* _TO BE DONE_
Take the line containing "Recreate this image", the line containing "<footer>Membership Club ·", and all lines between them, and transcribe them exactly. Leave out pictures.

***** SUPPLIED RECORDS *****

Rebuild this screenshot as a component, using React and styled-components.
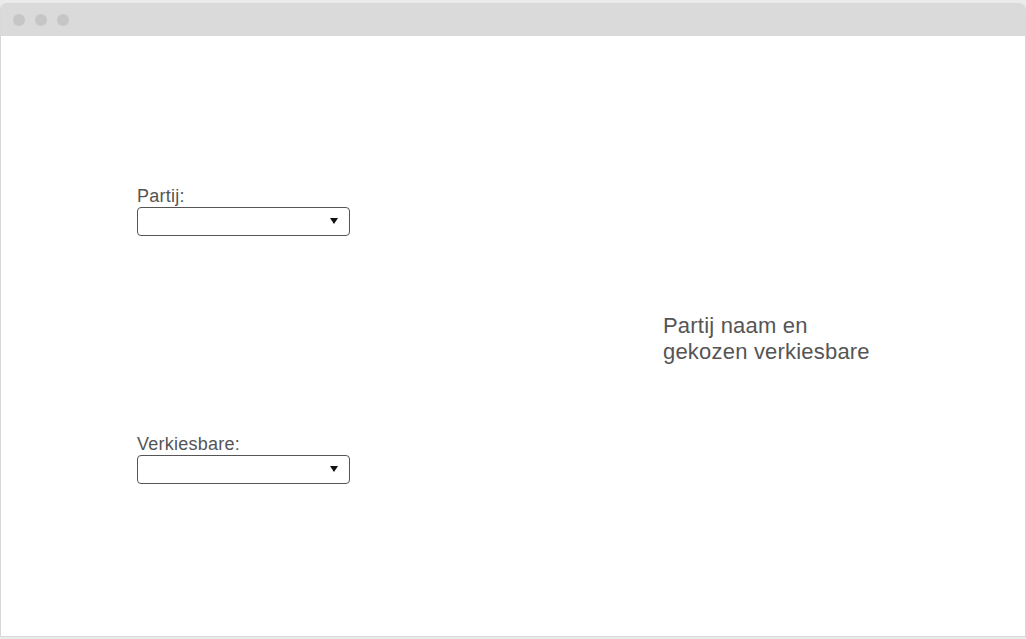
import React from 'react';
import styled, { createGlobalStyle } from 'styled-components';

const GlobalStyle = createGlobalStyle`
    html, body {
        margin: 0;
        padding: 0;
        background: #ebebeb;
    }
    body {
        font-family: "Liberation Sans", Arial, sans-serif;
    }
`;

const Window = styled.div`
    box-sizing: border-box;
    width: 1026px;
    height: 634px;
    margin-top: 3px;
    background: #fff;
    border: 1px solid #d8d8d8;
    border-top: none;
    border-radius: 6px 6px 0 0;
    overflow: hidden;
    display: flex;
    flex-direction: column;
`;

const TitleBar = styled.div`
    height: 33px;
    background: #dadada;
    display: flex;
    align-items: center;
    gap: 10px;
    padding-left: 12px;
    flex-shrink: 0;
`;

const Dot = styled.span`
    width: 12px;
    height: 12px;
    border-radius: 50%;
    background: #c6c6c6;
`;

const Content = styled.div`
    flex: 1;
    display: grid;
    grid-template-columns: 662px 1fr;
`;

const FormColumn = styled.div`
    padding: 150px 0 0 136px;
    display: flex;
    flex-direction: column;
    gap: 198px;
`;

const Field = styled.div`
    display: flex;
    flex-direction: column;
    gap: 1px;
`;

const Label = styled.label`
    font-size: 18px;
    line-height: 20px;
    letter-spacing: 0.25px;
    color: #555;
`;

const SelectWrap = styled.div`
    position: relative;
    width: 213px;

    &::after {
        content: '';
        position: absolute;
        right: 12px;
        top: 11px;
        border-left: 4px solid transparent;
        border-right: 4px solid transparent;
        border-top: 6px solid #111;
        pointer-events: none;
    }
`;

const Select = styled.select`
    appearance: none;
    box-sizing: border-box;
    width: 100%;
    height: 29px;
    border: 1px solid #555;
    border-radius: 4px;
    background: #fff;
    font-family: inherit;
    font-size: 14px;
    padding: 0 24px 0 6px;
`;

const Summary = styled.div`
    padding-top: 277px;
    font-size: 22px;
    line-height: 26px;
    letter-spacing: 0.2px;
    color: #555;
`;

function App() {
    return (
        <>
            <GlobalStyle />
            <Window>
                <TitleBar>
                    <Dot />
                    <Dot />
                    <Dot />
                </TitleBar>
                <Content>
                    <FormColumn>
                        <Field>
                            <Label htmlFor="partij">Partij:</Label>
                            <SelectWrap>
                                <Select id="partij" defaultValue="">
                                    <option value=""></option>
                                </Select>
                            </SelectWrap>
                        </Field>
                        <Field>
                            <Label htmlFor="verkiesbare">Verkiesbare:</Label>
                            <SelectWrap>
                                <Select id="verkiesbare" defaultValue="">
                                    <option value=""></option>
                                </Select>
                            </SelectWrap>
                        </Field>
                    </FormColumn>
                    <Summary>
                        Partij naam en
                        <br />
                        gekozen verkiesbare
                    </Summary>
                </Content>
            </Window>
        </>
    );
}

export default App;
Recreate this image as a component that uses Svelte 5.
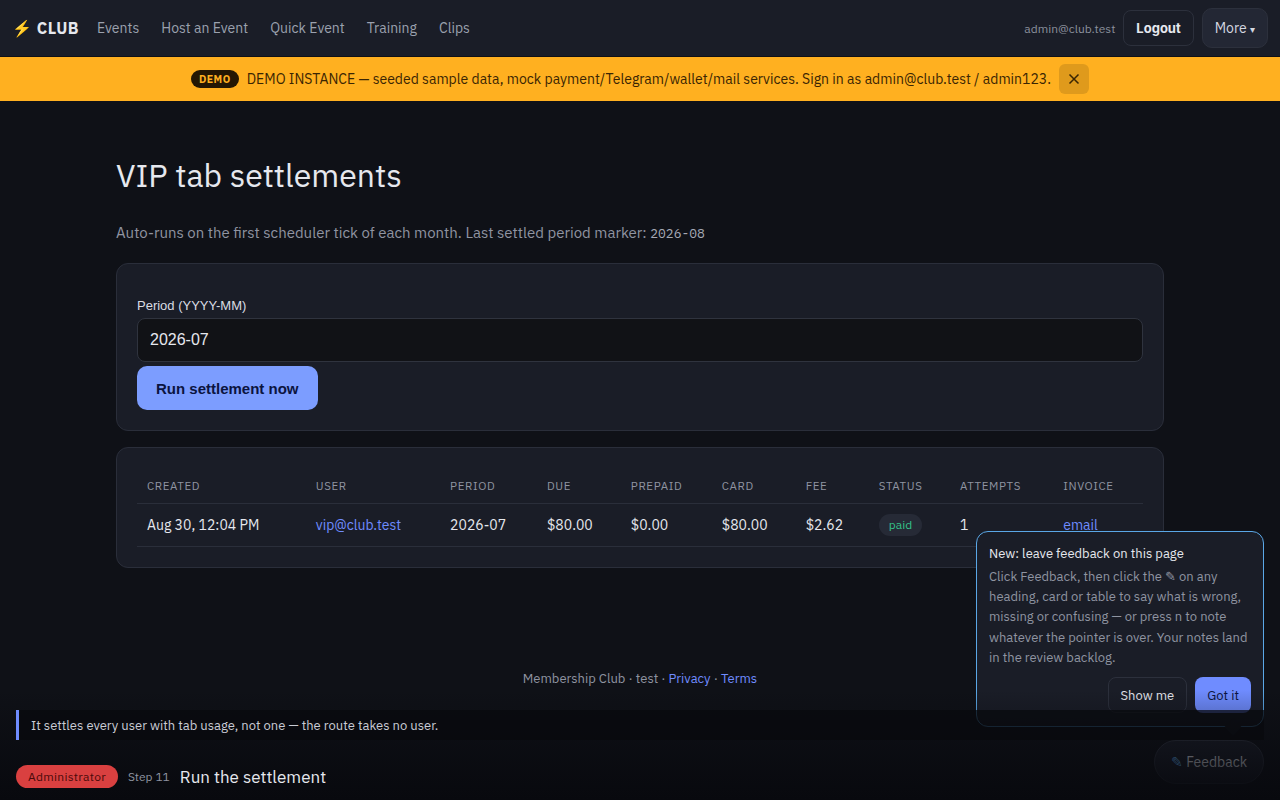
<script lang="ts">
	const links = ['Events', 'Host an Event', 'Quick Event', 'Training', 'Clips'];
	const columns = ['Created', 'User', 'Period', 'Due', 'Prepaid', 'Card', 'Fee', 'Status', 'Attempts', 'Invoice'];
</script>

<div class="page">
	<nav class="topbar">
		<a class="brand" href="#home"><span class="bolt">⚡</span> CLUB</a>
		<div class="links">
			{#each links as link}
				<a href="#{link}">{link}</a>
			{/each}
		</div>
		<div class="account">
			<span class="who">admin@club.test</span>
			<button class="logout">Logout</button>
			<button class="more">More <span class="caret">▾</span></button>
		</div>
	</nav>

	<div class="banner">
		<span class="demo">DEMO</span>
		<span>DEMO INSTANCE — seeded sample data, mock payment/Telegram/wallet/mail services. Sign in as admin@club.test / admin123.</span>
		<button class="dismiss" aria-label="Dismiss">
			<svg width="12" height="12" viewBox="0 0 12 12"><path d="M1.5 1.5l9 9M10.5 1.5l-9 9" stroke="currentColor" stroke-width="1.5" fill="none" /></svg>
		</button>
	</div>

	<main>
		<h1>VIP tab settlements</h1>
		<p class="lead">Auto-runs on the first scheduler tick of each month. Last settled period marker: <code>2026-08</code></p>

		<section class="card form">
			<label for="period">Period (YYYY-MM)</label>
			<input id="period" value="2026-07" />
			<button class="run">Run settlement now</button>
		</section>

		<section class="card">
			<table>
				<thead>
					<tr>
						{#each columns as col}
							<th>{col}</th>
						{/each}
					</tr>
				</thead>
				<tbody>
					<tr>
						<td>Aug 30, 12:04 PM</td>
						<td><a href="#vip">vip@club.test</a></td>
						<td>2026-07</td>
						<td>$80.00</td>
						<td>$0.00</td>
						<td>$80.00</td>
						<td>$2.62</td>
						<td><span class="badge">paid</span></td>
						<td>1</td>
						<td><a href="#email">email</a></td>
					</tr>
				</tbody>
			</table>
		</section>
	</main>

	<footer>Membership Club · test · <a href="#privacy">Privacy</a> · <a href="#terms">Terms</a></footer>

	<aside class="popover">
		<strong>New: leave feedback on this page</strong>
		<p>Click Feedback, then click the ✎ on any heading, card or table to say what is wrong, missing or confusing — or press n to note whatever the pointer is over. Your notes land in the review backlog.</p>
		<div class="actions">
			<button class="show">Show me</button>
			<button class="got">Got it</button>
		</div>
		<span class="arrow"></span>
	</aside>
	<button class="feedback"><span class="pen">✎</span> Feedback</button>

	<div class="tour">
		<div class="hint">It settles every user with tab usage, not one — the route takes no user.</div>
		<div class="step">
			<span class="role">Administrator</span>
			<span class="count">Step 11</span>
			<span class="title">Run the settlement</span>
		</div>
	</div>
</div>

<style>
	:global(body) {
		margin: 0;
		background: #0f1117;
		color: #e6e8ee;
		font-family: 'IBM Plex Sans', Inter, 'Noto Sans', sans-serif;
	}

	.page {
		position: relative;
		height: 800px;
		overflow: hidden;
	}

	a {
		text-decoration: none;
		color: #6f8cff;
	}

	button {
		font-family: inherit;
		cursor: pointer;
	}

	.topbar {
		display: flex;
		align-items: center;
		height: 56px;
		padding: 0 12px;
		background: #1a1d27;
		border-bottom: 1px solid #0f1117;
	}

	.brand {
		color: #e6e8ee;
		font-weight: 700;
		font-size: 16px;
		letter-spacing: 0.5px;
		margin-right: 8px;
		white-space: nowrap;
	}

	.bolt {
		font-size: 16px;
	}

	.links {
		display: flex;
		gap: 22px;
		margin-left: 10px;
	}

	.links a {
		color: #9ba1ae;
		font-size: 14px;
	}

	.account {
		display: flex;
		align-items: center;
		margin-left: auto;
		gap: 8px;
	}

	.who {
		color: #8b909c;
		font-size: 12px;
	}

	.logout {
		height: 36px;
		padding: 0 12px;
		background: transparent;
		color: #e6e8ee;
		border: 1px solid #2c303c;
		border-radius: 8px;
		font-family: Inter, sans-serif;
		font-weight: 700;
		font-size: 13px;
	}

	.more {
		height: 40px;
		padding: 0 12px;
		background: #232734;
		color: #d5d8e0;
		border: 1px solid #2c303c;
		border-radius: 10px;
		font-size: 14px;
	}

	.caret {
		font-size: 10px;
	}

	.banner {
		display: flex;
		align-items: center;
		justify-content: center;
		gap: 8px;
		height: 44px;
		background: #ffb020;
		color: #3a2503;
		font-size: 14px;
	}

	.demo {
		background: #241703;
		color: #ffb020;
		font-size: 10.5px;
		font-weight: 700;
		letter-spacing: 0.5px;
		padding: 2px 8px;
		border-radius: 999px;
	}

	.dismiss {
		display: flex;
		align-items: center;
		justify-content: center;
		width: 30px;
		height: 30px;
		padding: 0;
		border: 0;
		border-radius: 6px;
		background: #df9a1c;
		color: #3a2503;
	}

	main {
		width: 1048px;
		margin: 0 auto;
		padding-top: 56px;
	}

	h1 {
		margin: 0 0 29px;
		font-size: 32px;
		line-height: 36px;
		font-weight: 400;
		color: #e6e8ee;
	}

	.lead {
		margin: 0 0 18px;
		font-size: 15px;
		line-height: 22px;
		color: #8f94a1;
	}

	code {
		font-family: 'IBM Plex Mono', 'DejaVu Sans Mono', monospace;
		font-size: 13px;
		color: #a5a9b5;
	}

	.card {
		box-sizing: border-box;
		padding: 20px;
		margin-bottom: 16px;
		background: #1a1d27;
		border: 1px solid #2a2e3a;
		border-radius: 12px;
	}

	.form {
		height: 168px;
		padding-top: 34px;
		font-family: 'Liberation Sans', Arial, sans-serif;
	}

	label {
		display: block;
		font-size: 13px;
		line-height: 16px;
		margin-bottom: 4px;
		color: #d9dce3;
	}

	input {
		display: block;
		box-sizing: border-box;
		width: 100%;
		height: 44px;
		padding: 0 12px;
		margin-bottom: 4px;
		background: #111216;
		border: 1px solid #2f333e;
		border-radius: 8px;
		color: #e6e8ee;
		font: 16px 'Liberation Sans', Arial, sans-serif;
	}

	.run {
		height: 44px;
		padding: 0 19px;
		border: 0;
		border-radius: 10px;
		background: #7c9dff;
		color: #0b1440;
		font: 700 15px 'Liberation Sans', Arial, sans-serif;
	}

	table {
		width: 100%;
		border-collapse: collapse;
	}

	th {
		padding: 10px;
		text-align: left;
		font-size: 11.5px;
		font-weight: 400;
		letter-spacing: 0.6px;
		text-transform: uppercase;
		color: #8f94a1;
		border-bottom: 1px solid #2a2e3a;
	}

	td {
		padding: 10px;
		font-size: 14px;
		line-height: 18px;
		white-space: nowrap;
		color: #e6e8ee;
		border-bottom: 1px solid #2a2e3a;
	}

	.badge {
		display: inline-block;
		padding: 2px 10px;
		border-radius: 999px;
		background: #262a36;
		color: #34c28a;
		font-size: 12px;
	}

	footer {
		margin-top: 102px;
		text-align: center;
		font-size: 13px;
		color: #8f94a1;
	}

	.popover {
		position: absolute;
		box-sizing: border-box;
		left: 976px;
		top: 531px;
		width: 288px;
		height: 196px;
		padding: 13px 12px;
		background: #1a1d27;
		border: 1px solid #5aa7e6;
		border-radius: 12px;
	}

	.popover strong {
		display: block;
		font-size: 13px;
		font-weight: 400;
		color: #e6e8ee;
	}

	.popover p {
		margin: 5px 0 9px;
		font-size: 13px;
		line-height: 20.2px;
		color: #8f94a1;
	}

	.actions {
		display: flex;
		justify-content: flex-end;
		gap: 8px;
	}

	.actions button {
		height: 36px;
		padding: 0 12px;
		border-radius: 8px;
		font-size: 13px;
	}

	.show {
		background: transparent;
		border: 1px solid #2c303c;
		color: #e6e8ee;
	}

	.got {
		background: #6f8cff;
		border: 0;
		color: #0b1440;
	}

	.arrow {
		position: absolute;
		right: 24px;
		bottom: -7px;
		width: 12px;
		height: 12px;
		background: #1a1d27;
		transform: rotate(45deg);
	}

	.feedback {
		position: absolute;
		left: 1154px;
		top: 740px;
		width: 110px;
		height: 44px;
		padding: 0;
		border: 1px solid #2c303c;
		border-radius: 22px;
		background: #1a1d27;
		color: #d0d3db;
		font-size: 14px;
	}

	.pen {
		color: #5aa7e6;
	}

	.tour {
		position: absolute;
		inset: auto 0 0 0;
		box-sizing: border-box;
		height: 110px;
		padding: 20px 16px 0;
		background: linear-gradient(to bottom, rgba(8, 9, 14, 0) 0, #08090e 100%);
	}

	.hint {
		display: flex;
		align-items: center;
		box-sizing: border-box;
		height: 30px;
		padding-left: 12px;
		background: rgba(8, 9, 14, 0.75);
		border-left: 3px solid #6f8cff;
		font-size: 13px;
		color: #c9ccd5;
	}

	.step {
		display: flex;
		align-items: center;
		gap: 10px;
		margin-top: 25px;
	}

	.role {
		padding: 4px 12px;
		border-radius: 999px;
		background: #d94040;
		color: #4a0a0a;
		font-size: 12px;
		letter-spacing: 0.3px;
	}

	.count {
		color: #8f94a1;
		font-size: 12px;
	}

	.title {
		font-size: 17px;
		color: #e6e8ee;
	}
</style>
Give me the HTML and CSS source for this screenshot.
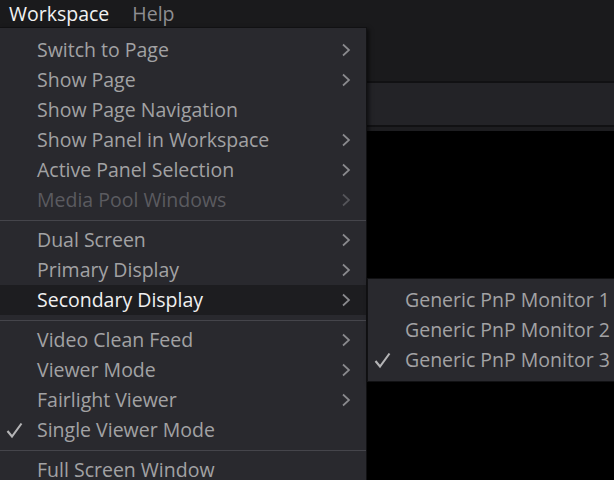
FILE: index.html
```html
<!DOCTYPE html>
<html lang="en">
<head>
  <meta charset="UTF-8">
  <title>Workspace Menu</title>
  <link rel="stylesheet" href="styles.css">
</head>
<body>

  <div class="app">
    <div class="top-area">
      <div class="menubar">
        <span class="menubar-item open">Workspace</span>
        <span class="menubar-item">Help</span>
      </div>
    </div>
    <div class="strip"></div>
    <div class="strip-gap"></div>
    <div class="viewer"></div>
  </div>

  <div class="menu" id="workspaceMenu">
    <div class="menu-item has-sub">Switch to Page</div>
    <div class="menu-item has-sub">Show Page</div>
    <div class="menu-item">Show Page Navigation</div>
    <div class="menu-item has-sub">Show Panel in Workspace</div>
    <div class="menu-item has-sub">Active Panel Selection</div>
    <div class="menu-item has-sub disabled">Media Pool Windows</div>
    <div class="separator"></div>
    <div class="menu-item has-sub">Dual Screen</div>
    <div class="menu-item has-sub">Primary Display</div>
    <div class="menu-item has-sub active">Secondary Display</div>
    <div class="separator"></div>
    <div class="menu-item has-sub">Video Clean Feed</div>
    <div class="menu-item has-sub">Viewer Mode</div>
    <div class="menu-item has-sub">Fairlight Viewer</div>
    <div class="menu-item checked">Single Viewer Mode</div>
    <div class="separator"></div>
    <div class="menu-item">Full Screen Window</div>
  </div>

  <div class="menu submenu" id="secondaryMenu">
    <div class="menu-item">Generic PnP Monitor 1</div>
    <div class="menu-item">Generic PnP Monitor 2</div>
    <div class="menu-item checked">Generic PnP Monitor 3</div>
  </div>

  <script>
    // chevrons and check marks are drawn once here instead of repeating the svg in every row
    const chevron = '<svg class="chevron" width="10" height="14" viewBox="0 0 10 14"><polyline points="2,1.5 8,7 2,12.5" fill="none" stroke="currentColor" stroke-width="1.7"/></svg>';
    const check = '<svg class="check" width="17" height="17" viewBox="0 0 17 17"><path d="M1.5 9 L6 14.5 L15.5 1.5" fill="none" stroke="currentColor" stroke-width="2.1"/></svg>';

    document.querySelectorAll(".menu-item.has-sub").forEach(item => {
      item.insertAdjacentHTML("beforeend", chevron);
    });
    document.querySelectorAll(".menu-item.checked").forEach(item => {
      item.insertAdjacentHTML("afterbegin", check);
    });
  </script>
</body>
</html>
```

FILE: styles.css
```css
body {
  margin: 0;
  background-color: #000;
  font-family: "Open Sans", "Noto Sans", sans-serif;
  overflow: hidden;
}

.app {
  display: flex;
  flex-direction: column;
  height: 480px;
}

.top-area {
  height: 81px;
  background-color: #1a1a1c;
}

.menubar {
  display: flex;
  height: 27px;
  align-items: center;
  padding-left: 9px;
  gap: 23px;
}

.menubar-item {
  font-size: 19.5px;
  color: #8e8e92;
  line-height: 27px;
}

.menubar-item.open {
  color: #f2f2f2;
}

.strip {
  height: 42px;
  background-color: #232327;
  border-top: 2px solid #111113;
  border-bottom: 2px solid #111113;
}

.strip-gap {
  height: 4px;
  background-color: #1d1d20;
}

.viewer {
  flex: 1;
  background-color: #000;
}

.menu {
  position: absolute;
  top: 27px;
  left: 0;
  width: 367px;
  height: 453px;
  padding-top: 7px;
  background-color: #29292e;
  border-top: 1px solid #111113;
  border-right: 1px solid #111113;
  box-shadow: 2px 2px 4px rgba(0, 0, 0, 0.6);
  box-sizing: border-box;
  overflow: hidden;
}

.menu-item {
  position: relative;
  height: 30px;
  line-height: 30px;
  padding-left: 37px;
  font-size: 19.5px;
  color: #a2a2a4;
  white-space: nowrap;
}

.menu-item.disabled {
  color: #5b5b60;
}

.menu-item.active {
  background-color: #1d1d20;
  color: #f0f0f0;
}

.chevron {
  position: absolute;
  right: 15px;
  top: 8px;
  color: #8a8a8e;
}

.menu-item.disabled .chevron {
  color: #55555a;
}

.check {
  position: absolute;
  left: 6px;
  top: 7px;
  color: #b4b4b6;
}

.separator {
  height: 1px;
  margin: 5px 0 4px;
  background-color: #45454b;
}

.submenu {
  top: 278px;
  left: 367px;
  width: 260px;
  height: auto;
  padding: 6px 0;
  border: 1px solid #111113;
}
```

*****

* _SOLUTION TO THIS EXERCISE_
Recreate this image as a component that uses Svelte 5.
<script lang="ts">
	const links = ['Events', 'Host an Event', 'Quick Event', 'Training', 'Clips'];
	const columns = ['Created', 'User', 'Period', 'Due', 'Prepaid', 'Card', 'Fee', 'Status', 'Attempts', 'Invoice'];
</script>

<div class="page">
	<nav class="topbar">
		<a class="brand" href="#home"><span class="bolt">⚡</span> CLUB</a>
		<div class="links">
			{#each links as link}
				<a href="#{link}">{link}</a>
			{/each}
		</div>
		<div class="account">
			<span class="who">admin@club.test</span>
			<button class="logout">Logout</button>
			<button class="more">More <span class="caret">▾</span></button>
		</div>
	</nav>

	<div class="banner">
		<span class="demo">DEMO</span>
		<span>DEMO INSTANCE — seeded sample data, mock payment/Telegram/wallet/mail services. Sign in as admin@club.test / admin123.</span>
		<button class="dismiss" aria-label="Dismiss">
			<svg width="12" height="12" viewBox="0 0 12 12"><path d="M1.5 1.5l9 9M10.5 1.5l-9 9" stroke="currentColor" stroke-width="1.5" fill="none" /></svg>
		</button>
	</div>

	<main>
		<h1>VIP tab settlements</h1>
		<p class="lead">Auto-runs on the first scheduler tick of each month. Last settled period marker: <code>2026-08</code></p>

		<section class="card form">
			<label for="period">Period (YYYY-MM)</label>
			<input id="period" value="2026-07" />
			<button class="run">Run settlement now</button>
		</section>

		<section class="card">
			<table>
				<thead>
					<tr>
						{#each columns as col}
							<th>{col}</th>
						{/each}
					</tr>
				</thead>
				<tbody>
					<tr>
						<td>Aug 30, 12:04 PM</td>
						<td><a href="#vip">vip@club.test</a></td>
						<td>2026-07</td>
						<td>$80.00</td>
						<td>$0.00</td>
						<td>$80.00</td>
						<td>$2.62</td>
						<td><span class="badge">paid</span></td>
						<td>1</td>
						<td><a href="#email">email</a></td>
					</tr>
				</tbody>
			</table>
		</section>
	</main>

	<footer>Membership Club · test · <a href="#privacy">Privacy</a> · <a href="#terms">Terms</a></footer>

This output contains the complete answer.